WHAT THE EXERCISE ASKS >> Please list all lines of the material below in which the string "styles" occurs.

RECORDS PROVIDED >>
· · ·
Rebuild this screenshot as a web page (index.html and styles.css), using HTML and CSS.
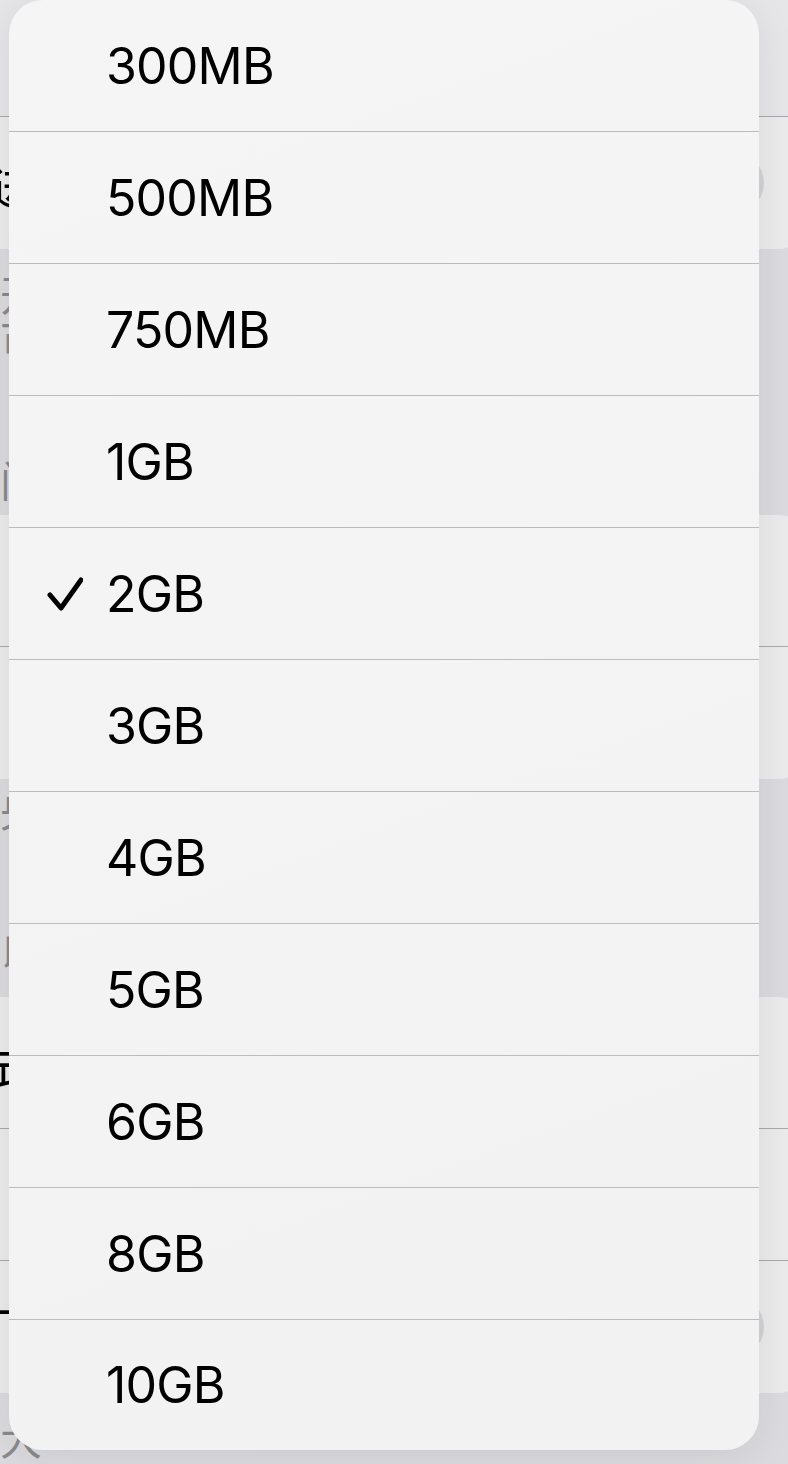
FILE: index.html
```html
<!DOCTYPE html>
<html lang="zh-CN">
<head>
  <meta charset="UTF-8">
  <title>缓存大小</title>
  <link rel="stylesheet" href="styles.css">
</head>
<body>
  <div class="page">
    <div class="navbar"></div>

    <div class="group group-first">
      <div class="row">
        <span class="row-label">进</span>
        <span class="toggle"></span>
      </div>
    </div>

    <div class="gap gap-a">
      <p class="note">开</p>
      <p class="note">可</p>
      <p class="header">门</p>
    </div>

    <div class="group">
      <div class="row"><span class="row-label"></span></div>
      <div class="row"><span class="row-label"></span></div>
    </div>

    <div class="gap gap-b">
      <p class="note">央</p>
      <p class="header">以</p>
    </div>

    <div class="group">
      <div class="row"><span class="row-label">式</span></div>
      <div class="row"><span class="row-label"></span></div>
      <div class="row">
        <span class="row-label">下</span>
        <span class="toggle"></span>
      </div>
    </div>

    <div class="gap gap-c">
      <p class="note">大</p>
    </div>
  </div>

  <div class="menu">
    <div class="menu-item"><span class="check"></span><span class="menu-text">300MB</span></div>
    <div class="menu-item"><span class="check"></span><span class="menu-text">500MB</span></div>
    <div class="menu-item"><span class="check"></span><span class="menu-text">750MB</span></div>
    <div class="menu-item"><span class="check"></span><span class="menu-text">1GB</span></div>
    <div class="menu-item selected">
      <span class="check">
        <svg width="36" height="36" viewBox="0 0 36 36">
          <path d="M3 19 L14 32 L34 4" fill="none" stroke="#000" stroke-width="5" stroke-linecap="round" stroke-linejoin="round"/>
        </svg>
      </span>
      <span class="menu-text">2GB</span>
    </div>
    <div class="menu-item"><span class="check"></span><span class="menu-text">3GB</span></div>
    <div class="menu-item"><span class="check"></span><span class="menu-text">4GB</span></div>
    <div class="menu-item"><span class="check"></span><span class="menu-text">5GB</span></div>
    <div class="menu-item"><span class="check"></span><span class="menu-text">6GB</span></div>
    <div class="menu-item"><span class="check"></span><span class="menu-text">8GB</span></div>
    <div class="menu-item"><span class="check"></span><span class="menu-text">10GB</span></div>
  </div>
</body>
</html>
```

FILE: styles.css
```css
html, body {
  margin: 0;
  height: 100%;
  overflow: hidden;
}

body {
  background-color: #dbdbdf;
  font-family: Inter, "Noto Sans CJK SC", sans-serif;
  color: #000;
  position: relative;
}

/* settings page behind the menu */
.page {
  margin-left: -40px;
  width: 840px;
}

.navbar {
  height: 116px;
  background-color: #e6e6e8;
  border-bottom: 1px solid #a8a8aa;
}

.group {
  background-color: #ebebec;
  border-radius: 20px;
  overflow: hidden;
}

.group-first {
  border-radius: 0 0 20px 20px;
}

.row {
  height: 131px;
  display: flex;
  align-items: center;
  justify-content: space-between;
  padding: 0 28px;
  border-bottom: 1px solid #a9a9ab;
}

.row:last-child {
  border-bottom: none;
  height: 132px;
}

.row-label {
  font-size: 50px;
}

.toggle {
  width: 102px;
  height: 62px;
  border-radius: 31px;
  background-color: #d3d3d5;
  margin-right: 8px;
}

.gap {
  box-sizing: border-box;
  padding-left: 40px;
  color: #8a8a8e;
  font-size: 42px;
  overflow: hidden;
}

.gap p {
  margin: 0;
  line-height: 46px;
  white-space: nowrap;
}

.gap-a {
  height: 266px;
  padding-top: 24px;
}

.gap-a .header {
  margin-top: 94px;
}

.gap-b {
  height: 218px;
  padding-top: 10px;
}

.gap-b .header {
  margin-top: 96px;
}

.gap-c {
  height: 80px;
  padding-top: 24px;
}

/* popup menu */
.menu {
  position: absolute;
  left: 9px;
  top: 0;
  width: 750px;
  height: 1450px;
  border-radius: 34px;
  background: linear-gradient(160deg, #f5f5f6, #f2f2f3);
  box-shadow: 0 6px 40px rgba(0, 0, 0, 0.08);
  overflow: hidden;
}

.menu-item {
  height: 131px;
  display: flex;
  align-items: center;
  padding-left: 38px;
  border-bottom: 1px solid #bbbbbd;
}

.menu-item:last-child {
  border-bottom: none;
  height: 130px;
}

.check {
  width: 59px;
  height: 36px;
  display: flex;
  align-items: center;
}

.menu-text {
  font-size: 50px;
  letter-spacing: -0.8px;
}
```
· · ·
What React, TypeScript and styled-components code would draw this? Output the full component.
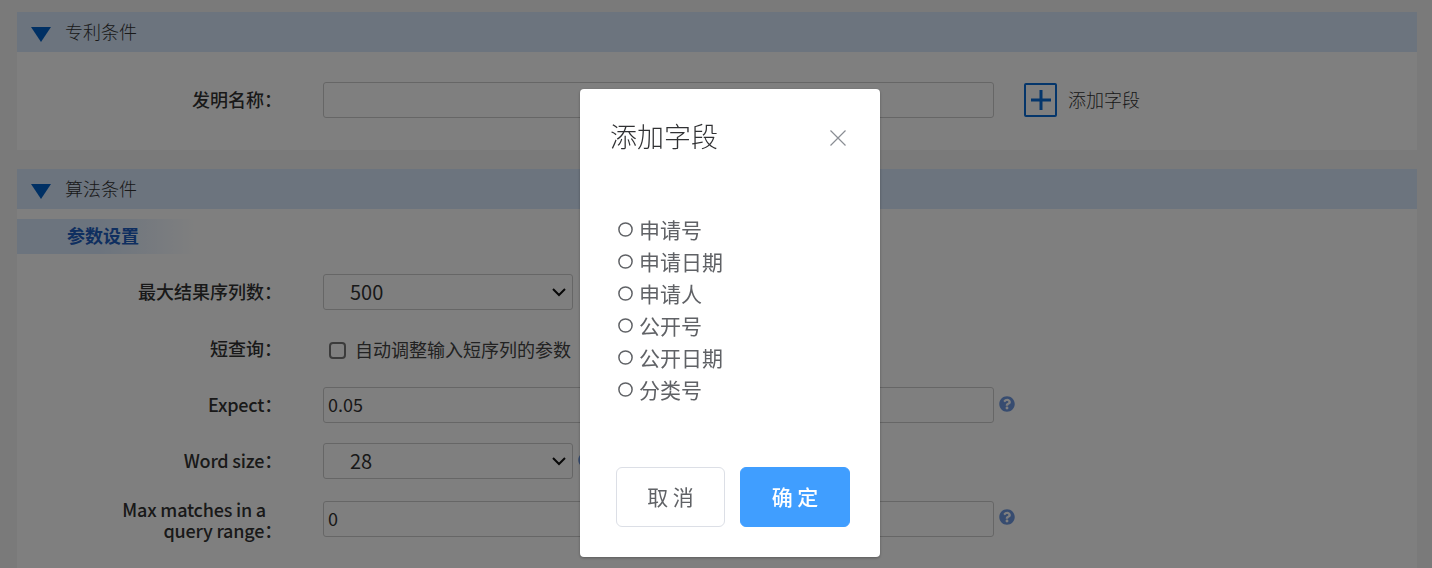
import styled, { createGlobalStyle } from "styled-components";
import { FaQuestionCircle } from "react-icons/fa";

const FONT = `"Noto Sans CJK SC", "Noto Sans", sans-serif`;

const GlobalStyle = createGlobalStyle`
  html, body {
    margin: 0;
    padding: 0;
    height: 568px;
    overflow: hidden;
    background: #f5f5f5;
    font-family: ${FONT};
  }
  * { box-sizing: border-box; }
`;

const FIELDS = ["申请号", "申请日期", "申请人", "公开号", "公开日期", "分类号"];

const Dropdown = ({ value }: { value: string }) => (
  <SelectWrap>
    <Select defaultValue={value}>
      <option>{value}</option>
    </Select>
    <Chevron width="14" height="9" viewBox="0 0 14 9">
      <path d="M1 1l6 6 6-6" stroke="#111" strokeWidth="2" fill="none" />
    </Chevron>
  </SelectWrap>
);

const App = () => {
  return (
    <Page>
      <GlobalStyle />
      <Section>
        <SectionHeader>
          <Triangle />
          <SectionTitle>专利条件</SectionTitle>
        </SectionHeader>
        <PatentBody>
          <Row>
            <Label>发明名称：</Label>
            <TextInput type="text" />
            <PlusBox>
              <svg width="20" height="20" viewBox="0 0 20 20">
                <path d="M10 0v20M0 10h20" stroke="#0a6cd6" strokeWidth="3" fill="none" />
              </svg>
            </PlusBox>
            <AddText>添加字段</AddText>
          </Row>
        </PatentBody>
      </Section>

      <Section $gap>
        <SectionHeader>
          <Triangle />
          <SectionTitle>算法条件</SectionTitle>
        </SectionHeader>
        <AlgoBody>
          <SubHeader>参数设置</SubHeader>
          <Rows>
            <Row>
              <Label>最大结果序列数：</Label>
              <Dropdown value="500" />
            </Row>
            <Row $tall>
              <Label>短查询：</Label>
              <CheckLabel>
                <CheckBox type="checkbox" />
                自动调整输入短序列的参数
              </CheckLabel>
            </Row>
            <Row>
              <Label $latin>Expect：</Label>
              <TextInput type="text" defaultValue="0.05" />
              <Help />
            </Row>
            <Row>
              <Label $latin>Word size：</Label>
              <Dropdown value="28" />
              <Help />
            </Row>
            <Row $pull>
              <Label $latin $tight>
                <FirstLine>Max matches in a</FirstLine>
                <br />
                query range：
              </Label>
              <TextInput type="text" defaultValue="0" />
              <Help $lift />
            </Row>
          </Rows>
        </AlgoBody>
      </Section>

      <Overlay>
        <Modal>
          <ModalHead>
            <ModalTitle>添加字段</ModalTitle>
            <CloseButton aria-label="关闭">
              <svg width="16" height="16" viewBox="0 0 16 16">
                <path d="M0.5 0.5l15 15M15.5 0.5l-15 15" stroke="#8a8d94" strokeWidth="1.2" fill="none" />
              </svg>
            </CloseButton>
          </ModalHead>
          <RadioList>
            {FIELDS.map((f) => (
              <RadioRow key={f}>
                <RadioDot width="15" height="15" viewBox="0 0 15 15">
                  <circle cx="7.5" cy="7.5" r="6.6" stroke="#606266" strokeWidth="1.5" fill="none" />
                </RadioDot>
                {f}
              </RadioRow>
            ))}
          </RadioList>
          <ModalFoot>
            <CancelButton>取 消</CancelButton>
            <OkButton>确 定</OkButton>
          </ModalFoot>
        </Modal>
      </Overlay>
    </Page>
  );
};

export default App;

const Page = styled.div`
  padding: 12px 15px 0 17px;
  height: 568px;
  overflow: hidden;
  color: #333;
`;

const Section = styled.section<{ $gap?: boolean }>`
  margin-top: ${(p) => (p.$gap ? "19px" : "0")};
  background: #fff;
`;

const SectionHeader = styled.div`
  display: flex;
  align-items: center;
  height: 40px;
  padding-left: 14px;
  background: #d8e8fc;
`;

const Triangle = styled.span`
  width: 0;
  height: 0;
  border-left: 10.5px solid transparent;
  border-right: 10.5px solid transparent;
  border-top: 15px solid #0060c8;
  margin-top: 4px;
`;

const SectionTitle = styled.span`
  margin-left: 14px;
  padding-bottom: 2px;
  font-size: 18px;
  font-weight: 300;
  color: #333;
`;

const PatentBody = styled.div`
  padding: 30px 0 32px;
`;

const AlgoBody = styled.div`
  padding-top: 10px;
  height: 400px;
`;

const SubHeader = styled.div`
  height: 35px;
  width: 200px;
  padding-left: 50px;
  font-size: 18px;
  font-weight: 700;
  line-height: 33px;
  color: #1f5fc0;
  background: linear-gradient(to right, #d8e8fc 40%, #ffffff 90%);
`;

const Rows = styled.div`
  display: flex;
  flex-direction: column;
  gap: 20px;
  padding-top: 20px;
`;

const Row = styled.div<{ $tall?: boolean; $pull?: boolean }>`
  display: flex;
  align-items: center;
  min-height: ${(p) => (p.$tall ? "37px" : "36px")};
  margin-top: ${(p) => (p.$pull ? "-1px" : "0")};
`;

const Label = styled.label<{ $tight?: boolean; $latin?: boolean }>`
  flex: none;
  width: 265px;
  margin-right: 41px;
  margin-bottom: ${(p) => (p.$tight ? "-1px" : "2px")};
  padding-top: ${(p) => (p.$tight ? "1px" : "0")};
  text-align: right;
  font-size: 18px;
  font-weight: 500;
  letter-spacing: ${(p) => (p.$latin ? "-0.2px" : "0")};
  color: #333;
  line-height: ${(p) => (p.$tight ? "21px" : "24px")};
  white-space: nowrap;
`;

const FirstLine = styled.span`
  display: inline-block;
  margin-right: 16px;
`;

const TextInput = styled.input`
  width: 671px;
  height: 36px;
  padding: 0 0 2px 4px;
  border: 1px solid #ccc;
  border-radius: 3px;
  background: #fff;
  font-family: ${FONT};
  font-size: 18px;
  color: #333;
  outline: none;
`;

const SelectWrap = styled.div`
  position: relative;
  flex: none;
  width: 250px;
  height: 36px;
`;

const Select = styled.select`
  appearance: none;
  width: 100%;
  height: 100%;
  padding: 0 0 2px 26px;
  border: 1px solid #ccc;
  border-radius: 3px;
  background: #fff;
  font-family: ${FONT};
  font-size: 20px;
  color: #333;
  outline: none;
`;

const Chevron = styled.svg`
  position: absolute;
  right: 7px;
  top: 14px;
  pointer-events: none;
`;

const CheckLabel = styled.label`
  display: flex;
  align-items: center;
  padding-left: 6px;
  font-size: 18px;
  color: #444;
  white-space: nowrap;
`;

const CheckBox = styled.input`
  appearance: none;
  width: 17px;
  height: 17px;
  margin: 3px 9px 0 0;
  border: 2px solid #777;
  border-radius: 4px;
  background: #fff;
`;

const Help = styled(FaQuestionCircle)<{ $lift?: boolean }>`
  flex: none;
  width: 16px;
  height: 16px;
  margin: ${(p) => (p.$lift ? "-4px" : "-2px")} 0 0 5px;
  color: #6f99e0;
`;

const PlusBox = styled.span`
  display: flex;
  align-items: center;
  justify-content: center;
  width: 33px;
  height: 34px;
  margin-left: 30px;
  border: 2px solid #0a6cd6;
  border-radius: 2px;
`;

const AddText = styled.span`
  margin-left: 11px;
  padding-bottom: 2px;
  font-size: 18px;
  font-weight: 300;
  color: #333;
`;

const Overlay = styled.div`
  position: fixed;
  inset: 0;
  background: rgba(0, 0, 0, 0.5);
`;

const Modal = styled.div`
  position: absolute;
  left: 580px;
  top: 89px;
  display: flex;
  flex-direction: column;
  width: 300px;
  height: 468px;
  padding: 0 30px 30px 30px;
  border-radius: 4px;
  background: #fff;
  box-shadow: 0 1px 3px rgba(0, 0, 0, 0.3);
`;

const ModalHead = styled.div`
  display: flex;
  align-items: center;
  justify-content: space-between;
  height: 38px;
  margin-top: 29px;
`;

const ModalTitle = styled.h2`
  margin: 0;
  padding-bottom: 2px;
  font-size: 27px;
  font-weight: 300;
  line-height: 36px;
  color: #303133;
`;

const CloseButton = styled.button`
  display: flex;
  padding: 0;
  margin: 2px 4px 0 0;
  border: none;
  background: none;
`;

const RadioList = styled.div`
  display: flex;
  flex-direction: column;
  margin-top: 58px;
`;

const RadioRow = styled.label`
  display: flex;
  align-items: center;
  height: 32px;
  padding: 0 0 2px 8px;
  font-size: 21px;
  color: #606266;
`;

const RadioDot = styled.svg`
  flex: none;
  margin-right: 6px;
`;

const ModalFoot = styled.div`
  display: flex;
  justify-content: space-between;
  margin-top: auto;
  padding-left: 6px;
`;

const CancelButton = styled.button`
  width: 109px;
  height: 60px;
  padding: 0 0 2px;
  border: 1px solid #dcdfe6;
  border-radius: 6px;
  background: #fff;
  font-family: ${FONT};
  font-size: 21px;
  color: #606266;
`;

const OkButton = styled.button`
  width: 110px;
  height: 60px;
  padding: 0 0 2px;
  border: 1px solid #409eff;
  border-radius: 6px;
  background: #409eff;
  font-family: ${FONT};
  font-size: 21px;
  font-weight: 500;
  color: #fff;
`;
· · ·
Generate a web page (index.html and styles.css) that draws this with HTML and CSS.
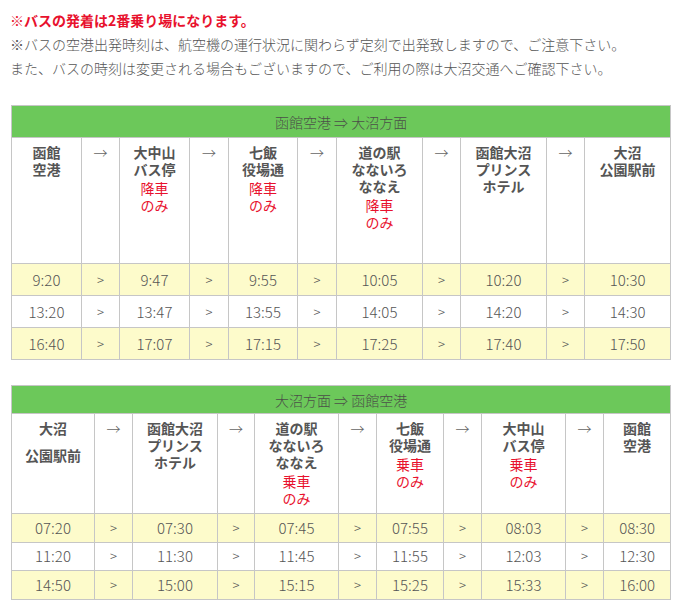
· · ·
OUTPUT BELOW >>
Rebuild this screenshot as a web page (index.html and styles.css), using HTML and CSS.
  <link rel="stylesheet" href="styles.css">
FILE: styles.css
Generate a web page (index.html and styles.css) that draws this with HTML and CSS.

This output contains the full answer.